A UC Santa Cruz specialist in developmental psychology is working in Haiti with the American Refugee Committee (ARC) to help children displaced by the January 12 earthquake.
David A. (Tony) Hoffman, a lecturer in psychology since 1991, said the ARC asked him to help set up and coordinate safe places for children in a displacement camp with more than
8,000 people in the Port-au-Prince neighborhood of Delmas. Nearly half are children, he said, and many were lucky to have lost only their homes. A quick assessment showed that more than half the children lost a close family member. About 10 percent lost a parent.
"Child exploitation increases after a crisis," Hoffman said before flying first to the Dominican Republic and then to Port-au-Prince. He left on Valentine's Day and arrived February 16.
In an e-mail four days after arriving, Hoffman said vulnerability of children is increasing. "Children are at more risk of exploitation, malnutrition, disease, abandonment, and mental health problems," he wrote. "This is still a serious public health crisis for children; in fact, the crisis could worsen for children at this stage.
"We're likely to see more child abandonment, life-threatening illness, and exploitation now," said Hoffman, who teaches several courses at UC Santa Cruz, including one, Children in Extreme Circumstances. "We're trying to set up water sanitation and basic public health for the children," he said.
Hoffman, who also sits on the Bonny Doon school board, said he is currently on a small lecturer's contract this quarter due to budget cuts at UCSC. He was supervising field-study students who encouraged him to help in Haiti while continuing to supervise them using Skype and e-mail. His students are following his work at http://tonyhoffman.posterous.com/, a blog where he posts updates of work with ARC including photographs of "child-friendly spaces'' ARC has established.
He has also been able to serve as an on-the-ground contact for people with family in Haiti, including a Santa Cruz couple that had been seeking photos about their relatives' living situation. Chelsea George, whose husband Andre Cherer is Haitian, said his family is living in tents near their damaged houses. She contacted Hoffman before he left Santa Cruz. He e-mailed Wednesday to say her husband's family is safe. ". No one is hurt," he wrote, "and their house has cracks in it -- but I think it is repairable." He also e-mailed photographs.
Hoffman plans to work in Port-au-Prince until the end of March on psychosocial assessments of vulnerable families and children, and assisting with the development of community-based protection mechanisms in the displacement areas. He said he will also assist in training local professionals in primary response mental health services.
"Phase 1, the emergency phase is over," he said. "Traffic is in the street, people are opening stores." Survivors are living in large displacement areas in tents and other temporary structures. "This stage of the relief effort is about stabilization - providing food, water, sanitation, and other basic needs."

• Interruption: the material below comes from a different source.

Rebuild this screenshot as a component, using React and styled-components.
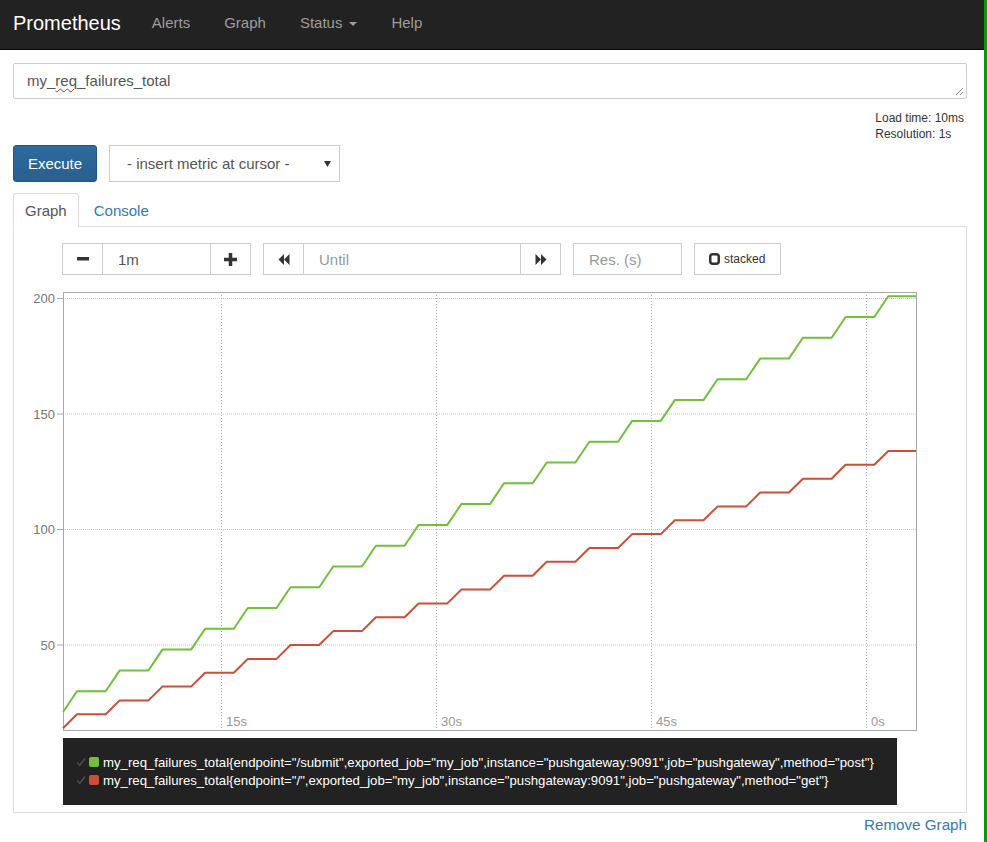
import React from "react";
import styled, { createGlobalStyle } from "styled-components";

const GlobalStyle = createGlobalStyle`
  html, body { margin: 0; padding: 0; background: #fff; }
  body {
    font-family: "Liberation Sans", Arial, Helvetica, sans-serif;
    font-size: 15px;
    color: #333;
  }
  * { box-sizing: border-box; }
`;

const Page = styled.div`
  width: 987px;
  min-height: 842px;
  border-right: 3px solid #17901a;
`;

const Navbar = styled.nav`
  display: flex;
  align-items: center;
  height: 50px;
  padding-bottom: 3px;
  background: #222;
  border-bottom: 1px solid #080808;
`;

const Brand = styled.a`
  padding-left: 13px;
  margin-right: 14px;
  font-size: 20px;
  color: #fff;
  text-decoration: none;
  line-height: 24px;
`;

const NavLink = styled.a`
  display: flex;
  align-items: center;
  padding: 0 17px;
  font-size: 15px;
  color: #9d9d9d;
  text-decoration: none;
  line-height: 24px;
`;

const Caret = styled.span`
  display: inline-block;
  margin-left: 7px;
  margin-top: 2px;
  width: 0;
  height: 0;
  border-top: 4px solid #9d9d9d;
  border-left: 4px solid transparent;
  border-right: 4px solid transparent;
`;

const Content = styled.div`
  padding: 13px 17px 0 13px;
`;

const QueryBox = styled.div`
  position: relative;
  height: 36px;
  border: 1px solid #ccc;
  border-radius: 2px;
  padding: 0 13px;
  line-height: 34px;
  font-size: 15px;
  color: #555;
`;

const Misspelled = styled.span`
  text-decoration: underline wavy #e02020;
  text-decoration-thickness: 1px;
  text-underline-offset: 2px;
`;

const Grip = styled.svg`
  position: absolute;
  right: 2px;
  bottom: 2px;
`;

const Meta = styled.div`
  display: flex;
  justify-content: flex-end;
  margin-top: 11px;
`;

const MetaBlock = styled.div`
  margin-right: 3px;
  font-size: 12px;
  line-height: 16px;
  color: #333;
`;

const ToolRow = styled.div`
  display: flex;
  gap: 12px;
  margin-top: 3px;
`;

const ExecuteButton = styled.button`
  width: 84px;
  height: 37px;
  padding: 0;
  border: 1px solid #245580;
  border-radius: 3px;
  background: linear-gradient(#2d6a9e, #28608f);
  color: #fff;
  font-family: inherit;
  font-size: 15px;
`;

const MetricSelect = styled.div`
  display: flex;
  align-items: center;
  justify-content: space-between;
  width: 231px;
  height: 37px;
  border: 1px solid #ccc;
  padding: 0 8px 0 17px;
  font-size: 15px;
  color: #555;
`;

const TabList = styled.div`
  display: flex;
  margin-top: 11px;
  border-bottom: 1px solid #ddd;
  height: 34px;
`;

const Tab = styled.a`
  display: flex;
  align-items: center;
  height: 35px;
  padding: 0 ${(p) => (p.$active ? "11px" : "14px")};
  border: 1px solid ${(p) => (p.$active ? "#ddd" : "transparent")};
  border-bottom-color: transparent;
  border-radius: 3px 3px 0 0;
  background: ${(p) => (p.$active ? "#fff" : "transparent")};
  color: ${(p) => (p.$active ? "#555" : "#337ab7")};
  font-size: 15px;
  text-decoration: none;
`;

const Panel = styled.div`
  border: 1px solid #ddd;
  border-top: none;
  padding: 16px 0 7px 0;
`;

const Controls = styled.div`
  display: flex;
  gap: 12px;
  padding-left: 48px;
`;

const Group = styled.div`
  display: flex;
`;

const AddonButton = styled.button`
  display: flex;
  align-items: center;
  justify-content: center;
  width: 41px;
  height: 32px;
  padding: 0;
  border: 1px solid #ccc;
  background: #fff;
  margin-left: ${(p) => (p.$join ? "-1px" : "0")};
`;

const TextField = styled.div`
  display: flex;
  align-items: center;
  width: ${(p) => p.$w}px;
  height: 32px;
  padding: 0 15px;
  border: 1px solid #ccc;
  margin-left: ${(p) => (p.$join ? "-1px" : "0")};
  font-size: 15px;
  color: ${(p) => (p.$placeholder ? "#999" : "#555")};
`;

const StackedButton = styled.button`
  display: flex;
  align-items: center;
  gap: 4px;
  width: 87px;
  height: 32px;
  padding: 0 0 0 14px;
  border: 1px solid #ccc;
  background: #fff;
  font-family: inherit;
  font-size: 12px;
  color: #333;
`;

const ChartSvg = styled.svg`
  display: block;
  margin-top: 9px;
`;

const Legend = styled.div`
  width: 834px;
  margin: 4px 0 0 49px;
  background: #222;
  padding: 15px 0 16px 13px;
`;

const LegendRow = styled.div`
  display: flex;
  align-items: center;
  height: 18px;
  font-size: 13.2px;
  color: #fff;
  white-space: nowrap;
`;

const Swatch = styled.span`
  display: inline-block;
  width: 10px;
  height: 10px;
  border-radius: 2px;
  margin: 0 4px 0 3px;
  background: ${(p) => p.$color};
`;

const Footer = styled.div`
  display: flex;
  justify-content: flex-end;
  margin-top: 2px;
`;

const RemoveLink = styled.a`
  font-size: 15.2px;
  line-height: 20px;
  color: #337ab7;
  text-decoration: none;
`;

const GREEN = "#72bf3b";
const RED = "#cc4f38";

const yOf = (v) => 646 - (v - 50) * 2.31;

function stepPoints(start, inc) {
  const pts = [];
  const p = 42.7;
  for (let k = 0; k < 20; k++) {
    const x0 = 63 + k * p;
    const x1 = x0 + 14;
    pts.push([x0, yOf(start + k * inc)]);
    pts.push([x1, yOf(start + (k + 1) * inc)]);
  }
  pts.push([916, yOf(start + 20 * inc)]);
  return pts.map(([x, y]) => `${x.toFixed(1)},${y.toFixed(1)}`).join(" ");
}

function Chart() {
  const yTicks = [50, 100, 150, 200];
  const xTicks = [
    [221, "15s"],
    [436, "30s"],
    [651, "45s"],
    [866, "0s"],
  ];
  return (
    <ChartSvg width="910" height="450" viewBox="14 285 910 450">
      {yTicks.map((v) => (
        <g key={v}>
          <line
            x1="63"
            x2="916"
            y1={yOf(v)}
            y2={yOf(v)}
            stroke="#c8c8c8"
            strokeDasharray="1 1"
          />
          <line x1="57" x2="63" y1={yOf(v)} y2={yOf(v)} stroke="#aaa" />
          <text
            x="55"
            y={yOf(v) + 4.5}
            textAnchor="end"
            fontSize="13"
            fill="#777"
            fontFamily="Liberation Sans, Arial, sans-serif"
          >
            {v}
          </text>
        </g>
      ))}
      {xTicks.map(([x, l]) => (
        <g key={l}>
          <line
            x1={x + 0.5}
            x2={x + 0.5}
            y1="293"
            y2="731"
            stroke="#b0b0b0"
            strokeDasharray="1 2"
          />
          <text
            x={x + 5}
            y="727"
            fontSize="13"
            fill="#999"
            fontFamily="Liberation Sans, Arial, sans-serif"
          >
            {l}
          </text>
        </g>
      ))}
      <rect
        x="63.5"
        y="293.5"
        width="853"
        height="438"
        fill="none"
        stroke="#aaa"
      />
      <polyline
        points={stepPoints(21, 9)}
        fill="none"
        stroke={GREEN}
        strokeWidth="2"
        strokeLinejoin="round"
      />
      <polyline
        points={stepPoints(14, 6)}
        fill="none"
        stroke={RED}
        strokeWidth="2"
        strokeLinejoin="round"
      />
    </ChartSvg>
  );
}

const Check = () => (
  <svg width="10" height="10" viewBox="0 0 10 10">
    <path d="M1 5.5 L3.8 8.2 L9 1.5" fill="none" stroke="#4a4a4a" strokeWidth="1.6" />
  </svg>
);

export default function App() {
  return (
    <>
      <GlobalStyle />
      <Page>
        <Navbar>
          <Brand>Prometheus</Brand>
          <NavLink>Alerts</NavLink>
          <NavLink>Graph</NavLink>
          <NavLink>
            Status
            <Caret />
          </NavLink>
          <NavLink>Help</NavLink>
        </Navbar>
        <Content>
          <QueryBox>
            my_<Misspelled>req</Misspelled>_failures_total
            <Grip width="9" height="9" viewBox="0 0 9 9">
              <path d="M8 1 L1 8 M8 5 L5 8" stroke="#888" strokeWidth="1" />
            </Grip>
          </QueryBox>
          <Meta>
            <MetaBlock>
              Load time: 10ms
              <br />
              Resolution: 1s
            </MetaBlock>
          </Meta>
          <ToolRow>
            <ExecuteButton>Execute</ExecuteButton>
            <MetricSelect>
              <span>- insert metric at cursor -</span>
              <svg width="7" height="6" viewBox="0 0 7 6">
                <path d="M0 0 H7 L3.5 6 Z" fill="#333" />
              </svg>
            </MetricSelect>
          </ToolRow>
          <TabList>
            <Tab $active>Graph</Tab>
            <Tab>Console</Tab>
          </TabList>
          <Panel>
            <Controls>
              <Group>
                <AddonButton>
                  <svg width="12" height="4" viewBox="0 0 12 4">
                    <rect x="0" y="0" width="12" height="3.5" fill="#333" />
                  </svg>
                </AddonButton>
                <TextField $w={109} $join>
                  1m
                </TextField>
                <AddonButton $join>
                  <svg width="13" height="13" viewBox="0 0 13 13">
                    <path d="M4.75 0 H8.25 V4.75 H13 V8.25 H8.25 V13 H4.75 V8.25 H0 V4.75 H4.75 Z" fill="#333" />
                  </svg>
                </AddonButton>
              </Group>
              <Group>
                <AddonButton>
                  <svg width="12" height="11" viewBox="0 0 12 11">
                    <path d="M6 0 L0.5 5.5 L6 11 Z M11.5 0 L6 5.5 L11.5 11 Z" fill="#333" />
                  </svg>
                </AddonButton>
                <TextField $w={218} $join $placeholder>
                  Until
                </TextField>
                <AddonButton $join>
                  <svg width="12" height="11" viewBox="0 0 12 11">
                    <path d="M0.5 0 L6 5.5 L0.5 11 Z M6 0 L11.5 5.5 L6 11 Z" fill="#333" />
                  </svg>
                </AddonButton>
              </Group>
              <TextField $w={109} $placeholder>
                Res. (s)
              </TextField>
              <StackedButton>
                <svg width="11" height="12" viewBox="0 0 11 12">
                  <rect x="1.25" y="1.25" width="8.5" height="9.5" rx="2.5" fill="none" stroke="#333" strokeWidth="2.5" />
                </svg>
                stacked
              </StackedButton>
            </Controls>
            <Chart />
            <Legend>
              <LegendRow>
                <Check />
                <Swatch $color={GREEN} />
                {'my_req_failures_total{endpoint="/submit",exported_job="my_job",instance="pushgateway:9091",job="pushgateway",method="post"}'}
              </LegendRow>
              <LegendRow>
                <Check />
                <Swatch $color={RED} />
                {'my_req_failures_total{endpoint="/",exported_job="my_job",instance="pushgateway:9091",job="pushgateway",method="get"}'}
              </LegendRow>
            </Legend>
          </Panel>
          <Footer>
            <RemoveLink>Remove Graph</RemoveLink>
          </Footer>
        </Content>
      </Page>
    </>
  );
}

"At this stage, it is time for physical and spiritual healing, for people to start repairs or to resettle, to help others in more need," he said. "As far as children are concerned, now is the time to place them with caring relatives, stabilize care for them and restart school. I admire how hard Haitians are working to do this."
Hoffman, who has a clinical practice in child psychology in Santa Cruz, has worked in other child protection efforts in war zones and poverty situations with grants and fellowships from UCSC, including the Center for Teaching Excellence. The ARC is a private nonprofit relief organization based in Minneapolis.
He said he has often seen cases of well-intentioned people trying to conduct mass adoptions of "orphans" from crisis zones - particularly in Africa - such as the missionaries from Idaho who were arrested when they attempted to take 33 children across the border to the Dominican Republic. Eight of the 10 arrested were released Wednesday.
That case "is the tip of the iceberg," Hoffman said, saying many well-intentioned people from wealthy countries intervene with the "intention of saving the children by adopting them into families in their wealthier nation.
"Often they come with the best of intentions and great motivation, but not
with an educated, well-informed tactic," he said.
Hoffman said his UCSC classes involve the growing research on intervention for children in crisis situations. "The urgent need is to transform good intentions into good practice respecting the rights and holistic needs of children," he said. "Let's transform good intentions into good action."